You wanna know why, though? Because people recognize the pace that I work in, and people recognize how genuine it is. So it’s my music that’s getting the attention but it’s me that’s the center of everything because everybody f**ks with me and my personality. It’s bigger than the music to me.

You obviously know TC, and I know Ty is calling his album Free TC for a reason, so tell us about the support you have behind him and the movement you’re trying to make happen.
Well there’s a big TC and a little TC. Big TC, that’s his brother, he’s locked up- he has a life sentence. So I talk to him from time to time on the phone and through Instagram. But Ty is a real motherf***er, he’s a real good person. He supports me so much in anything I do. His brother, big TC is from Midtown, he’s Crip. Little TC, the one I was on the song with is Ty’s cousin and he went the Crip route but Ty, you know, f**ks with the B-dogs.

If for some reason your album comes out and nothing really happens after that, do you have any regrets?
Never, hell naw. I look at this rap sh*t like, ‘I know something it’s gonna do something,’ but if it doesn’t, sh*t, we’re going to start all over and do it again.

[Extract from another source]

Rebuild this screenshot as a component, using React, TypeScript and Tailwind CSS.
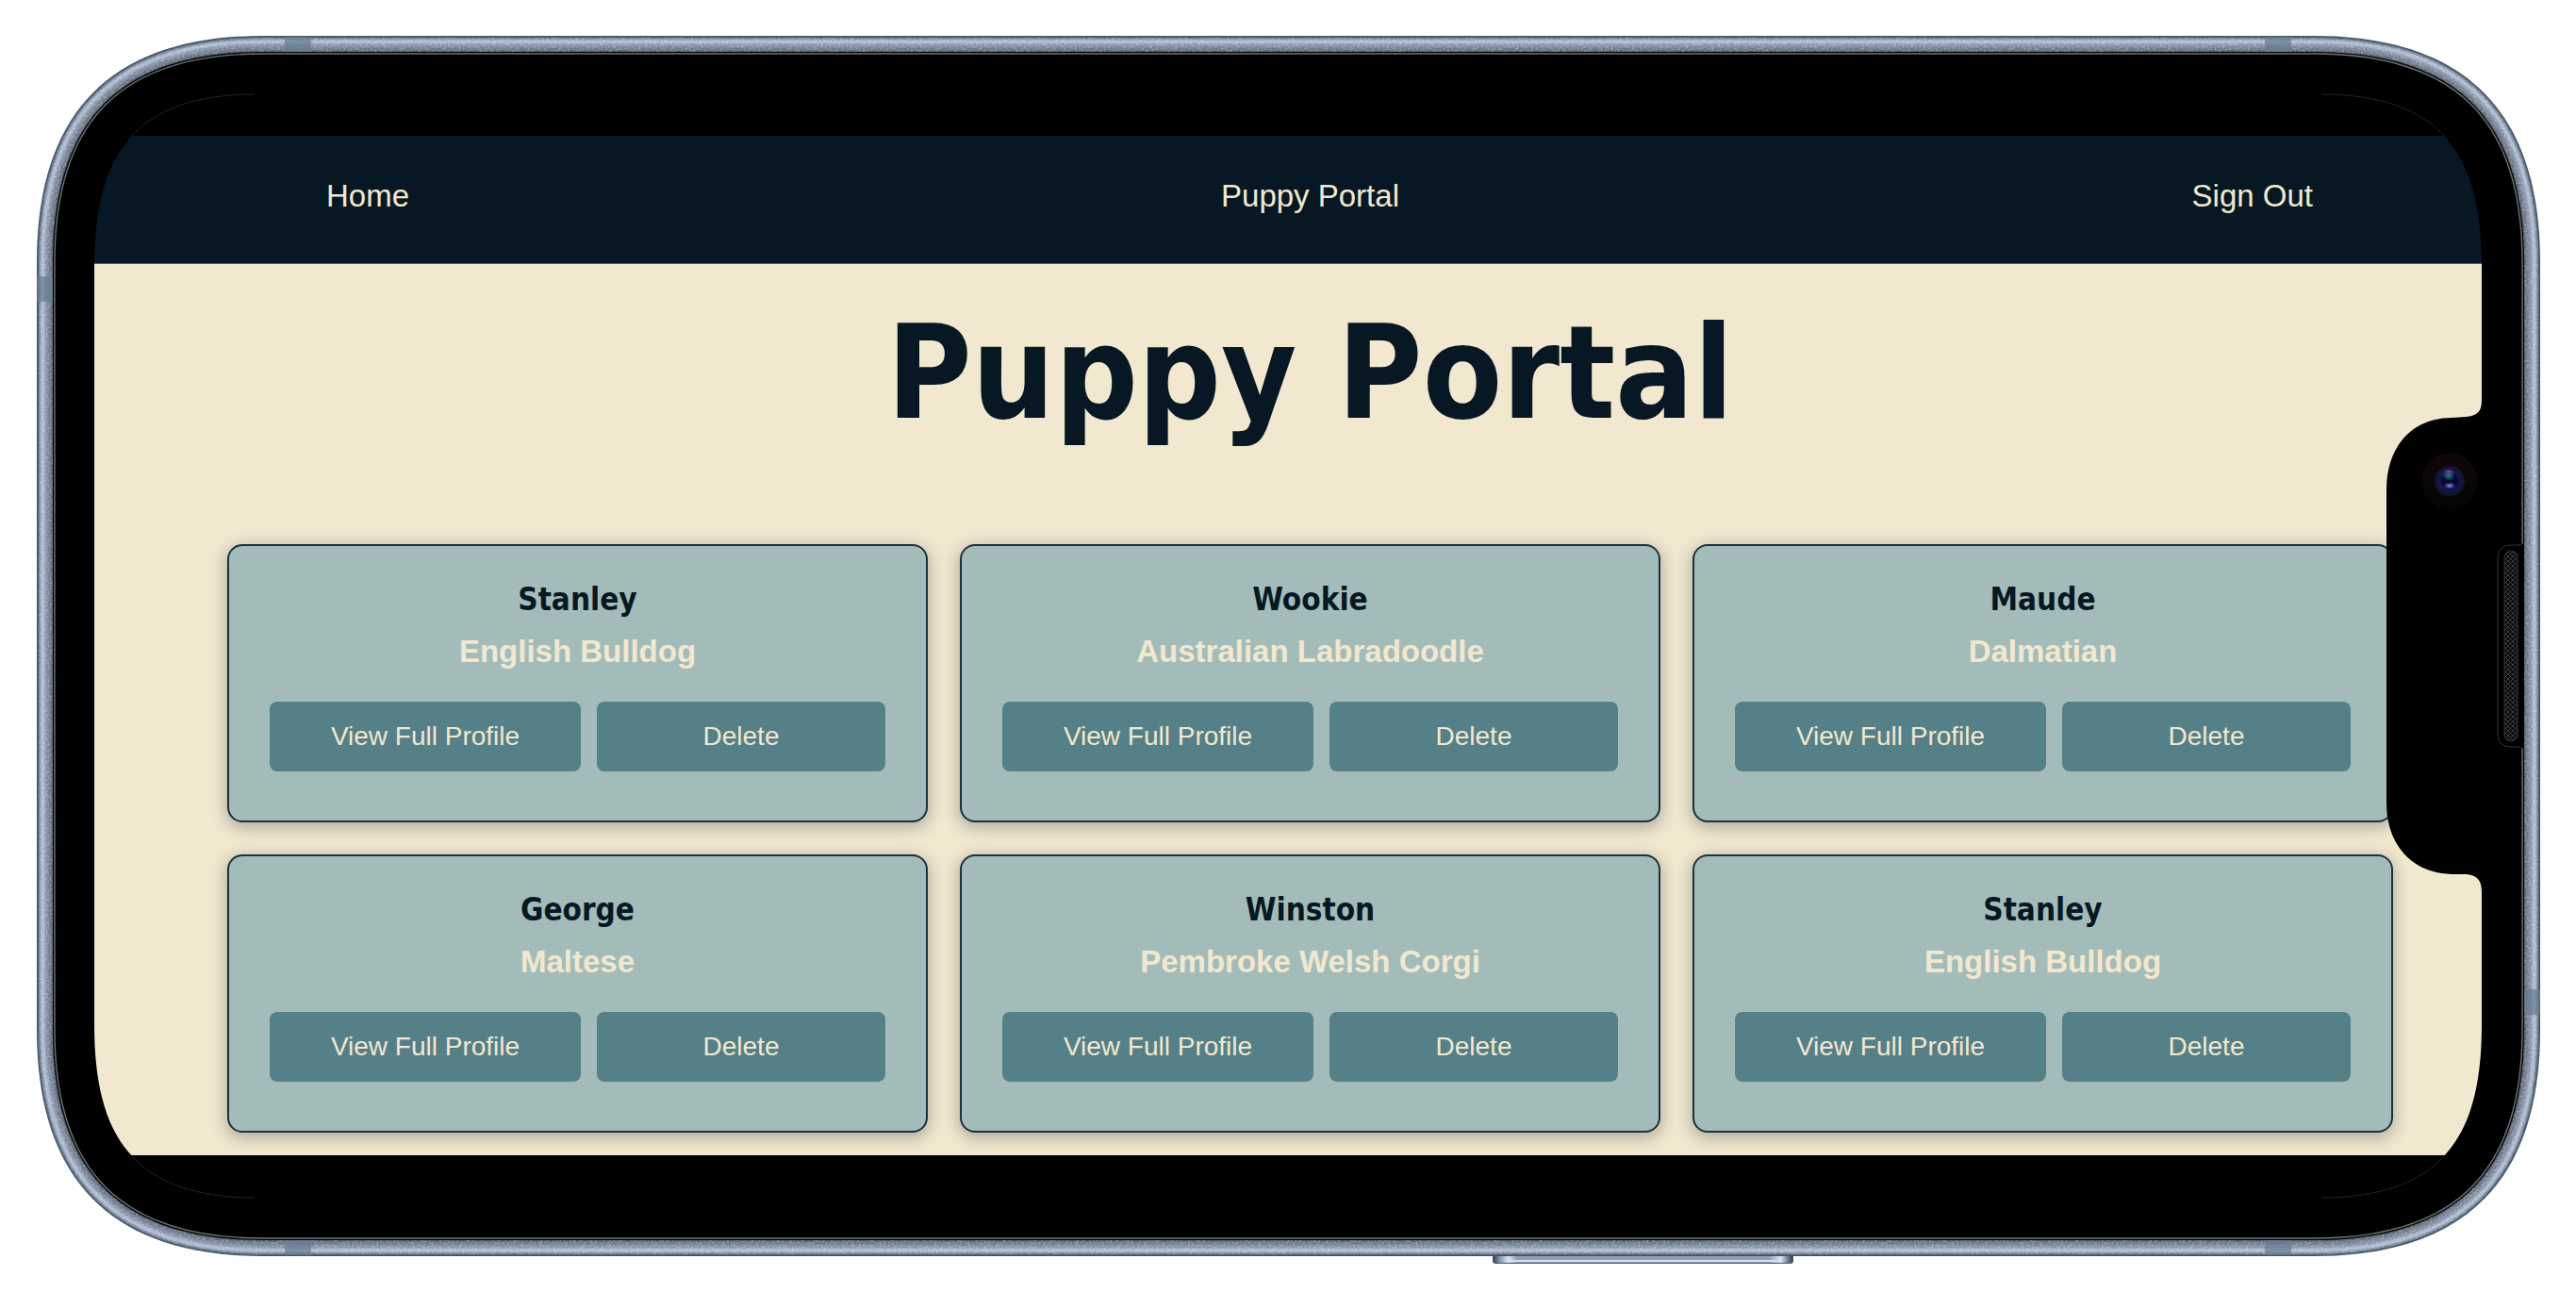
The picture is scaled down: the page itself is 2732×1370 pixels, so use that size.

This sh*t for me now, is like “I showed the world something in three years that somebody who’s been doing it for 20 years couldn’t, or even ten years. I’m really giving y’all me. Somebody gonna f**k with it. The real motherf***ers are gonna f**k with it. Everybody else, f**k em. That’s who I do it for.

Or you could just blame yourself.
Or blame Archie and Ray. *laughs* We’re just gonna do it over again.